Amtrak train routes in Illinois, US

The Illinois Service, branded Amtrak Illinois, comprises three state-supported passenger rail routes operated by Amtrak in the American state of Illinois. The Illinois Service is funded primarily by the Illinois Department of Transportation (IDOT) and falls under the broader Amtrak Midwest brand.

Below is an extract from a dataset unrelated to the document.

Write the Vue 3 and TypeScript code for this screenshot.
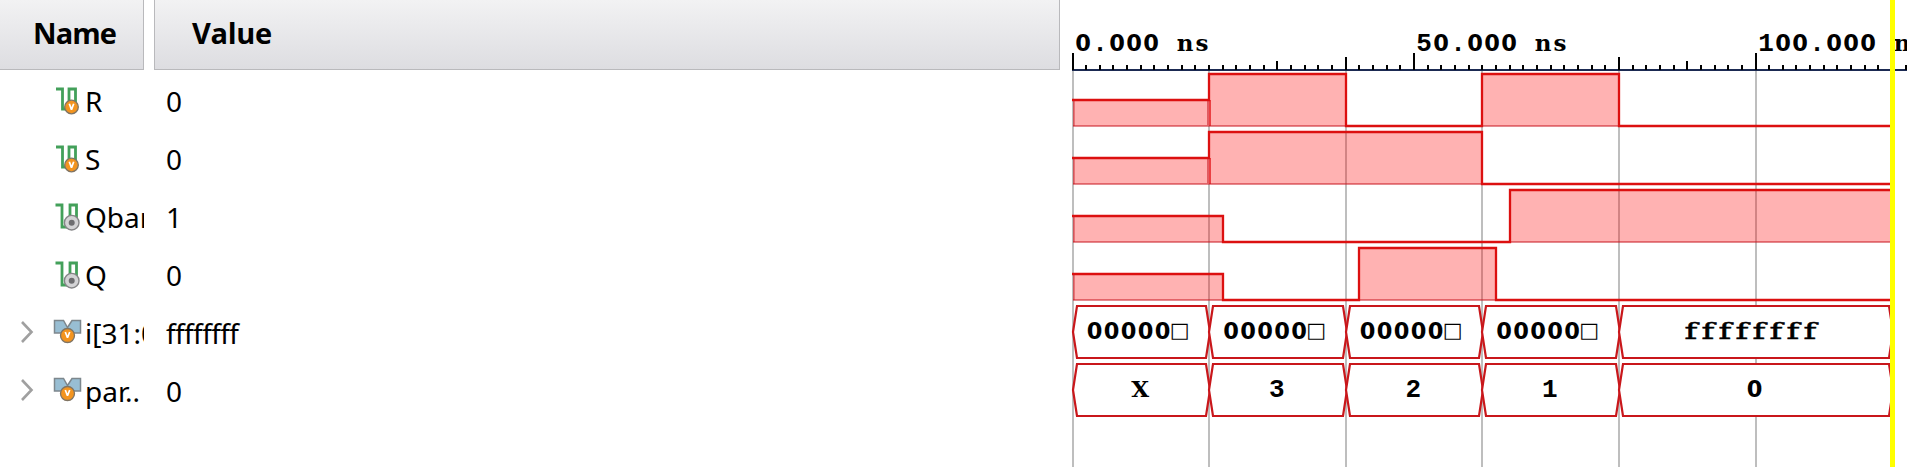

Chicago is a terminus for all three Illinois Service routes, which all have multiple daily round trips:
- Chicago–Quincy: two round trips daily, the Illinois Zephyr and the Carl Sandburg
- Chicago–St. Louis Lincoln Service: four round trips daily and the only route that serves another state
- Chicago–Carbondale: two round trips daily, the Illini and the Saluki, and the only route whose trains have checked baggage service

==Proposed expansion==
Two proposed Illinois Service routes have been accepted by the Corridor Identification and Development Program, both in December 2023:
- Chicago–Peoria Prairie Marksman via Joliet, Morris, Ottawa, and LaSalle-Peru
- Chicago–Moline Quad Cities: uses the existing Chicago–Quincy route between Chicago and Princeton, branching from it west of Wyanet to serve the Quad Cities via Geneseo

The Quad Cities and the Rockford–Chicago portion of the Black Hawk were to have been added in late 2015 but were put on hold by then-Governor Bruce Rauner. They were resurrected and funded in 2019 as part of a transportation bill supported by Governor J.B. Pritzker. In 2023, Pritzker announced that the Rockford–Chicago train will be operated by Metra.

In addition to the two new routes, a committee was formed in late 2021 to study and promote extending the Chicago–Quincy route to Hannibal, Missouri.